Dementia is phenomenally painful condition for the elderly generation in which all of their fondest memories will in time vanish from their brains, yet what transpires if their cerebral thoughts turn into childlike behaviour? The Tricycle Theatre’s production of Florian Zeller’s play, ‘The Father’, that has been shrewdly translated into English by Christopher Hampton is a terrifically written piece of dramatic art, on top of this the enactments by the company were flawless.

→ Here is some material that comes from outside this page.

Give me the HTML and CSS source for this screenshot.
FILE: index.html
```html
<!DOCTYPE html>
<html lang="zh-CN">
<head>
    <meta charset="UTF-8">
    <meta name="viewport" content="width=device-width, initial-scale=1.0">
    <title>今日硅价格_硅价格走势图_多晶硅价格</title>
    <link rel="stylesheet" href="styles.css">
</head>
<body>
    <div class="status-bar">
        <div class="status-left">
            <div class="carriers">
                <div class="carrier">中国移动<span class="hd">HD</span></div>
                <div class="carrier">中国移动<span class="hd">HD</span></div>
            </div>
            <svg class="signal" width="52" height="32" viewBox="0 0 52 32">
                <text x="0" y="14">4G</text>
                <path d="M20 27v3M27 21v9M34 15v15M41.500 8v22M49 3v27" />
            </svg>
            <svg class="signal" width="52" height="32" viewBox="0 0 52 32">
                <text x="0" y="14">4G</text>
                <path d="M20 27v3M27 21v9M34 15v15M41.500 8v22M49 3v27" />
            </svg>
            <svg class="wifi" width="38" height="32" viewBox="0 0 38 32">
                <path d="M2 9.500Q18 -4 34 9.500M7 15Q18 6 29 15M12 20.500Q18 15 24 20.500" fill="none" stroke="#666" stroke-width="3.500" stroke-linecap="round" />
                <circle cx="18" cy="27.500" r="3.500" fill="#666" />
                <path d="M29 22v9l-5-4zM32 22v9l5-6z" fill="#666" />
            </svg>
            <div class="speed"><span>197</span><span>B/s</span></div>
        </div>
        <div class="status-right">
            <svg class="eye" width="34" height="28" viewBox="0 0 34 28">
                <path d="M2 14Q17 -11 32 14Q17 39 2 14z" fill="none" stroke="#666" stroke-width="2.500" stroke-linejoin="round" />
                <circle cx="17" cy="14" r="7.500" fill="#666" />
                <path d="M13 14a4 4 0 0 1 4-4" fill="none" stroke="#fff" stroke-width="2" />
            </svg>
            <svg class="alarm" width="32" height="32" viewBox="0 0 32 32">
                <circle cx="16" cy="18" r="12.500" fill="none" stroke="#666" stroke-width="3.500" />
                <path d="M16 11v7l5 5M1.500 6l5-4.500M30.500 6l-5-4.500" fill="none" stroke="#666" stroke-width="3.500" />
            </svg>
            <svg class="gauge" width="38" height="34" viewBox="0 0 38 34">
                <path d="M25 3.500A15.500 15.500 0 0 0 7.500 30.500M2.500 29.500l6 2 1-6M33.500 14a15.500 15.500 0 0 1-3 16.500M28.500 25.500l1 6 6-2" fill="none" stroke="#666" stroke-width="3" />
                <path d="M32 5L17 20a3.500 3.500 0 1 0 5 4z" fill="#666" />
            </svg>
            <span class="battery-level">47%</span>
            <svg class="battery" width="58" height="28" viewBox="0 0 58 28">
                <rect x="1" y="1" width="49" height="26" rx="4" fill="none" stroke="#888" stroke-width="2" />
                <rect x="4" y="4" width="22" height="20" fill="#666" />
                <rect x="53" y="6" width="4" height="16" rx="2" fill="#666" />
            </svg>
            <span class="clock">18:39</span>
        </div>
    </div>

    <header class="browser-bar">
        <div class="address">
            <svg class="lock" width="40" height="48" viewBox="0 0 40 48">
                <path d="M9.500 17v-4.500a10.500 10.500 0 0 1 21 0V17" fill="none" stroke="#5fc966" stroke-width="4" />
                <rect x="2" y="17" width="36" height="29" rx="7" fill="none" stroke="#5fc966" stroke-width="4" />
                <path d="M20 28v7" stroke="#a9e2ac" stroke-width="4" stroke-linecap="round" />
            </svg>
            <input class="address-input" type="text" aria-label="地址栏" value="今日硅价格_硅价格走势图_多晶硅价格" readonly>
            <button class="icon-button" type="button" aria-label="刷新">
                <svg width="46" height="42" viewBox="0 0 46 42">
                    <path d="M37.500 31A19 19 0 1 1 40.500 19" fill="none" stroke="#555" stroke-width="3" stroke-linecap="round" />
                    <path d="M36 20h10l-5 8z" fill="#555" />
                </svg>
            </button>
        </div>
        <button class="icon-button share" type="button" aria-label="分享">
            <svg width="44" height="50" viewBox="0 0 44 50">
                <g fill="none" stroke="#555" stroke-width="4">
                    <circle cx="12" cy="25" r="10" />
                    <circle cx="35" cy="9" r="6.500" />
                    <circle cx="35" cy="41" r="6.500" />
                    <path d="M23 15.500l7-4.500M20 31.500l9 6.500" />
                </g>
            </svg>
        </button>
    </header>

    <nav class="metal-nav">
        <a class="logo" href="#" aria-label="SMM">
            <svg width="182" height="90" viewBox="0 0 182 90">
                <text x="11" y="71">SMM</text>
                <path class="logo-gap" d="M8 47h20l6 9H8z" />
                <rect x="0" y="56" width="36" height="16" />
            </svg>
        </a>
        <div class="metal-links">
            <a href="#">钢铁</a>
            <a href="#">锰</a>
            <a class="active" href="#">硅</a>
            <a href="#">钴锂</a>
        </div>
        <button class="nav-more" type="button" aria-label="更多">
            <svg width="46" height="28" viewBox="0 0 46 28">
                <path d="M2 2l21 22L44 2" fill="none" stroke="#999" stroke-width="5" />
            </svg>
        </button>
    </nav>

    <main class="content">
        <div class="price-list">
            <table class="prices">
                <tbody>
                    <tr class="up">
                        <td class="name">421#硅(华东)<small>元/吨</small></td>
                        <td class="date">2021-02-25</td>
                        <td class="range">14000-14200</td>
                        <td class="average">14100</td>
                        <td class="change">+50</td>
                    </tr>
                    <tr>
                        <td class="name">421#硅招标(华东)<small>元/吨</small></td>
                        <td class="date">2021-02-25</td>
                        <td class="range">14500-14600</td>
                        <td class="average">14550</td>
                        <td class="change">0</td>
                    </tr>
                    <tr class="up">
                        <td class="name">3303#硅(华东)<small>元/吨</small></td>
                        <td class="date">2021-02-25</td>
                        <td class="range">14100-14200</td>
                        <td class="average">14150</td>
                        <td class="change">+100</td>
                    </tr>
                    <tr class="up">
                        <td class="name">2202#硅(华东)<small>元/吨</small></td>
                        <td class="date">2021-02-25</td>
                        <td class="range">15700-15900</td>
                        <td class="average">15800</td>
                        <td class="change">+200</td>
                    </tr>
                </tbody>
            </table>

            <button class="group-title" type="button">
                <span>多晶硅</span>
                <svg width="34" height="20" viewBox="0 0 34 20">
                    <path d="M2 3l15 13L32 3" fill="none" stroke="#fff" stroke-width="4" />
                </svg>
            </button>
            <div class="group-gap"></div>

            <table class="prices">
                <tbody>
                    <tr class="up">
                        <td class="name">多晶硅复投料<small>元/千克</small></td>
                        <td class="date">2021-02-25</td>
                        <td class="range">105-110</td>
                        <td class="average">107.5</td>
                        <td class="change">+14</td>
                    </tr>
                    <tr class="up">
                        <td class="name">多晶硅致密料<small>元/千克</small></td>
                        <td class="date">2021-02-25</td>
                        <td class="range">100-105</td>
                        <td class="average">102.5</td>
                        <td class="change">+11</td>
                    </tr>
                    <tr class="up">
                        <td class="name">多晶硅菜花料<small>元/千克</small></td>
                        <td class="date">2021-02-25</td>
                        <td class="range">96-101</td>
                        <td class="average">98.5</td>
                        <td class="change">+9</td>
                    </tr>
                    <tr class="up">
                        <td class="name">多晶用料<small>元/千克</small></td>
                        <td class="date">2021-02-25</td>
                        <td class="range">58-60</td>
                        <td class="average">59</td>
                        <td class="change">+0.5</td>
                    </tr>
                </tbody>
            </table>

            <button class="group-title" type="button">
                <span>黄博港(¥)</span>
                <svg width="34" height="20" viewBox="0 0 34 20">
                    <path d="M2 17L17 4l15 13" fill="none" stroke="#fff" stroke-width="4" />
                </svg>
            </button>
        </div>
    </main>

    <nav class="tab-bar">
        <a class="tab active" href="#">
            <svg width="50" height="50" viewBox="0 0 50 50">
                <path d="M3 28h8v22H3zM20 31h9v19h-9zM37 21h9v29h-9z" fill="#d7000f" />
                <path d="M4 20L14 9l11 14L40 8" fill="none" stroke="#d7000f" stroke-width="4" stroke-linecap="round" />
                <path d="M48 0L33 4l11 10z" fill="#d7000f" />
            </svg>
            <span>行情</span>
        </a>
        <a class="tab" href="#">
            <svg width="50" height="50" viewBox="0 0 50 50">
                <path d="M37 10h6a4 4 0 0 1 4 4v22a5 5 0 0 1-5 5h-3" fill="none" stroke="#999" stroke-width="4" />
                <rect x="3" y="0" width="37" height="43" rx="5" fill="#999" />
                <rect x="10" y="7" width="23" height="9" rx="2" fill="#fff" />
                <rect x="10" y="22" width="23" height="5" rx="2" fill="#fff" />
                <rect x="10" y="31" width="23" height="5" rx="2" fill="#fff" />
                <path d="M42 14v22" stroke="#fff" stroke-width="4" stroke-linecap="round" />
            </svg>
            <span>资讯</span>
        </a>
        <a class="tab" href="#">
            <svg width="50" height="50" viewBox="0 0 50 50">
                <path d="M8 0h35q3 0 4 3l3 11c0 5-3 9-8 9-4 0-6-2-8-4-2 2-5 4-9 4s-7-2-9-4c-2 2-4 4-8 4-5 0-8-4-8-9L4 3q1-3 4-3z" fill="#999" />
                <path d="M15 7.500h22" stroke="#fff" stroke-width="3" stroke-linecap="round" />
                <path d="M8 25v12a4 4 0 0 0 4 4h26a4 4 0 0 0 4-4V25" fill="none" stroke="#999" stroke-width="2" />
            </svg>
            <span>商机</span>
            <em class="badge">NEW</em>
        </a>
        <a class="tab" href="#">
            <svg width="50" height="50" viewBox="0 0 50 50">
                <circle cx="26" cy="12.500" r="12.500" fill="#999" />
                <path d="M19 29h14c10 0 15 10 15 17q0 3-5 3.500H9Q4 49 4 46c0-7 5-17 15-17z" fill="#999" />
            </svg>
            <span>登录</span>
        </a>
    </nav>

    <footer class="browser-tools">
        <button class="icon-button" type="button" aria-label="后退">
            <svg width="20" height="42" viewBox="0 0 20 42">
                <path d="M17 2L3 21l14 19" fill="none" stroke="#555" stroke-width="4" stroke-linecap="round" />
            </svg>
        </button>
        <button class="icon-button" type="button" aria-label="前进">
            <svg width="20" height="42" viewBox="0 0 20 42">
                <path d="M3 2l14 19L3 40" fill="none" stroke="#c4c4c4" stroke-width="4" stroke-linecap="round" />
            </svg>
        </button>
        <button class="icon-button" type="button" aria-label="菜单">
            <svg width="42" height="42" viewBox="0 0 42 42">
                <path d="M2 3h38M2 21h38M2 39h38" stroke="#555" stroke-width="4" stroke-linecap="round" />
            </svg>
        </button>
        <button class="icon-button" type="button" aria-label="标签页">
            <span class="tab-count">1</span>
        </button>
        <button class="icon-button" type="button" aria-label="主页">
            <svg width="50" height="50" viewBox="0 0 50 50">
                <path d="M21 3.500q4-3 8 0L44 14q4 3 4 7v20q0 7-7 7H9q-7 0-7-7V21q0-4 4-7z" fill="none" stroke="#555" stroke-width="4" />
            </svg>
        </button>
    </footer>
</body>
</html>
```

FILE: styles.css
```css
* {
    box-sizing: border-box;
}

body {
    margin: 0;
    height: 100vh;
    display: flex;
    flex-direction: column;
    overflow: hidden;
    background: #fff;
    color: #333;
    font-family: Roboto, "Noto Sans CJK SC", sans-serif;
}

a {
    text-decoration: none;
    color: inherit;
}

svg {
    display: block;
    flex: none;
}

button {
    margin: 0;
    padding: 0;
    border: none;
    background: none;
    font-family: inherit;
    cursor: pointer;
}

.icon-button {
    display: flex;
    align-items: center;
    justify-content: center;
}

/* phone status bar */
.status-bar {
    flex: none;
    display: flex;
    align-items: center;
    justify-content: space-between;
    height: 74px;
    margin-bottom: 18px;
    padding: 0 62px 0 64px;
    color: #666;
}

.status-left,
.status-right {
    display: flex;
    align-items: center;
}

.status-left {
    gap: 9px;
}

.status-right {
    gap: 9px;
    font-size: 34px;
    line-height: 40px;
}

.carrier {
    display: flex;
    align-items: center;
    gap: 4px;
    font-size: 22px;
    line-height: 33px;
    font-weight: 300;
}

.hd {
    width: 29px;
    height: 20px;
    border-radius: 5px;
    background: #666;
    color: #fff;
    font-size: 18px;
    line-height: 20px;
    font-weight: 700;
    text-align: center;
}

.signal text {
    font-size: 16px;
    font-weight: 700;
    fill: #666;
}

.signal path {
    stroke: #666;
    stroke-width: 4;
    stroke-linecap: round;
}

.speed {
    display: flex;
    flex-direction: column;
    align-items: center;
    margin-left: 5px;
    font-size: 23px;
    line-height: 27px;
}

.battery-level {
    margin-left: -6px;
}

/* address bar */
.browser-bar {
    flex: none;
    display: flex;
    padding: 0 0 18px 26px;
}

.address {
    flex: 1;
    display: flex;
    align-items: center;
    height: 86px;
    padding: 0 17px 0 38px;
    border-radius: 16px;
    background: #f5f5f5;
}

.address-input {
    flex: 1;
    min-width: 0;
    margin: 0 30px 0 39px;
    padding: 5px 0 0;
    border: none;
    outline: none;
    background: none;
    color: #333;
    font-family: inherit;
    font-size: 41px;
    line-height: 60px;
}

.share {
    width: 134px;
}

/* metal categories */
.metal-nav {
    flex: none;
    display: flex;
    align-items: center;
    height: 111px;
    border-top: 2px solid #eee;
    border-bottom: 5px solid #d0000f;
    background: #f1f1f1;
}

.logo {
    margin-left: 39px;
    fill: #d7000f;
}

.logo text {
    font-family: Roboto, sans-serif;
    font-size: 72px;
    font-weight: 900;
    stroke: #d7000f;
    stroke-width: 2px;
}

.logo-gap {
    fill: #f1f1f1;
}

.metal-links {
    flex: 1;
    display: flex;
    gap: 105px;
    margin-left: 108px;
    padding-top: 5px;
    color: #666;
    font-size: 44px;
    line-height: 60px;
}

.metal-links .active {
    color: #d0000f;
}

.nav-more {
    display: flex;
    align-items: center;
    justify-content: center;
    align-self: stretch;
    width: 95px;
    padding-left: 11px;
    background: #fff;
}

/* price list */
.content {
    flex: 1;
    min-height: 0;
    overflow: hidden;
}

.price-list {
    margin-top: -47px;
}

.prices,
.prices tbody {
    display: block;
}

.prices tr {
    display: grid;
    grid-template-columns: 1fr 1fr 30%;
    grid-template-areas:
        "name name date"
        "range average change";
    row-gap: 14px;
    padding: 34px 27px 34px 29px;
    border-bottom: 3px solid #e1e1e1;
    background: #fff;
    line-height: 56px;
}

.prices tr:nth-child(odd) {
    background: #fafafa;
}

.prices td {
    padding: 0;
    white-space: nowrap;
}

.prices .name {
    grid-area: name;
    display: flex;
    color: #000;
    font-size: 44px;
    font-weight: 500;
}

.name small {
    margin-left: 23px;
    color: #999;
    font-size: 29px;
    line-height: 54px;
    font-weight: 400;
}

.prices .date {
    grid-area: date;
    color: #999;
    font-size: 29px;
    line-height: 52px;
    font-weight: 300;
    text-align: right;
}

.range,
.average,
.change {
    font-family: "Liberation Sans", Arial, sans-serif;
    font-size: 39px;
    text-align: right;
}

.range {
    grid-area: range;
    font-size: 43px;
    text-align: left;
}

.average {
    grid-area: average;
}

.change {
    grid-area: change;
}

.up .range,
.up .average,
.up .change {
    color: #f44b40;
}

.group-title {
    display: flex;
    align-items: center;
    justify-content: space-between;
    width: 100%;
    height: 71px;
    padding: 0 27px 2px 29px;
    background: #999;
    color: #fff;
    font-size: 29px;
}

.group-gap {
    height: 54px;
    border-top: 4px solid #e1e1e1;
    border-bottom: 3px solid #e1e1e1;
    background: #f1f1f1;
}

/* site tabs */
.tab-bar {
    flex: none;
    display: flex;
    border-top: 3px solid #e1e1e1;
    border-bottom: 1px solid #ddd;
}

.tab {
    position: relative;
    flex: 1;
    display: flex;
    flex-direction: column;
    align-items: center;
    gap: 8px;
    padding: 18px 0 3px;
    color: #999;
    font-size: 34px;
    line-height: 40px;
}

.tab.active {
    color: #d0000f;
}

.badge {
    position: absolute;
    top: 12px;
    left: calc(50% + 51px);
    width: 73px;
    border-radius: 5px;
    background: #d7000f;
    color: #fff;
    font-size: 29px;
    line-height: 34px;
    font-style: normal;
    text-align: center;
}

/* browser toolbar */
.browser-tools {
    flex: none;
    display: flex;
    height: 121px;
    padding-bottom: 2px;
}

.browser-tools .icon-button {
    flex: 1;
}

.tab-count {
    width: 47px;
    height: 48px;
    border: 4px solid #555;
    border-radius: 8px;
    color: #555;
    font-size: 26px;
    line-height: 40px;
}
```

‘The Father’ is set in Paris, France where we are introduced to 80 year old Andre who we believe was once an engineer, but he thinks he was a former professional dancer. At present, due to Andre’s radical memory loss he has been forced to live with his daughter, Anne and her husband, Pierre where he is constantly wearing his pyjamas and complains that he’s misplaced his expensive watch where he ponders that his carers have stolen it. Throughout the performance, Andre’s daughter Anne is gradually becoming more concerned about Andre’s health that she turns to being his full-time carer. Nonetheless, her male lover, Pierre her husband and Man (Jim Sturgeon) soon gravitates to jealousy, in which Pierre upsets and torments Andre to the point where Andre cries like a little boy. In direct contrast to this, Andre assumes that Anne’s apartment is in fact his own and he squeals when furniture is removed, this is due to the fact that Anne is on route to move from Paris to London. As you would expect this continues to cause Andre a lot of discomfort and vagueness into what is arising in his life. Anne hires another carer, Laura (Jade Williams) to look after Andre, but unlike his previous carers the relationship proves to be quite fruitful as according to Andre she reminds him of his deceased daughter, on the other hand, Andre cannot recollect that his youngest has died. Once Anne relocates to London, Andre has moved to a residential home for the elderly where his nurse (Rebecca Charles) is on hand to attend Andre’s every need. At this stage, Andre’s dementia and his physiological wellbeing has drastically deteriorated where he is acting like a little boy that is mollycoddled by his nurse and at the finale it is tragic to learn that he has passed away from natural causes. Zeller’s narrative is seamless as he has crafted a script that is vastly stimulating as we’re witnessing the decline of one man’s mind and how he cannot remember any of his memories whatsoever and Zeller does combine humour and tear jerking moments with grandeur.
One found the performances by the company of, ‘The Father’ to be faultless as they capture both the comedy and heart-wrenching moments with such effect. Kenneth Cranham is textbook as central protagonist, Andre; largely where comes across somewhat discombobulated that hasn’t lived in his own flat for some time, moreover his breakdown in the home for the elderly was distressing. Claire Skinner is delightful as Andre’s daughter, Anne; primarily how upsetting it is for her to see her own father’s life dwindling in front of her own eyes and his does cause her relationship with Pierre to become ‘on the rocks’. Colin Tierney is fabulous as Anne’s husband, Pierre; for example how Andre’s presence is forcing him to take all of his anger towards Andre in a shocking and violent manner, as well as, he seems to present a dark and sinister tone within the show.
James Macdonald’s direction is picture-perfect he as he has encapsulated a moving and side-splitting representation of an ageing man whose entire existence is at the brink of despair and the detailing of the characterisations is vastly entrancing. Miriam Buether’s design is exceptional as she has directed us to a Parisian atmosphere where the white walls can resemble those of emptiness of Andre’s mind due to his dementia and the lack of hope of his improvement. Overall, he experience of, ‘The Father’ o be a moving piece of theatre that leaves you thinking you need to protect the senior citizens of society.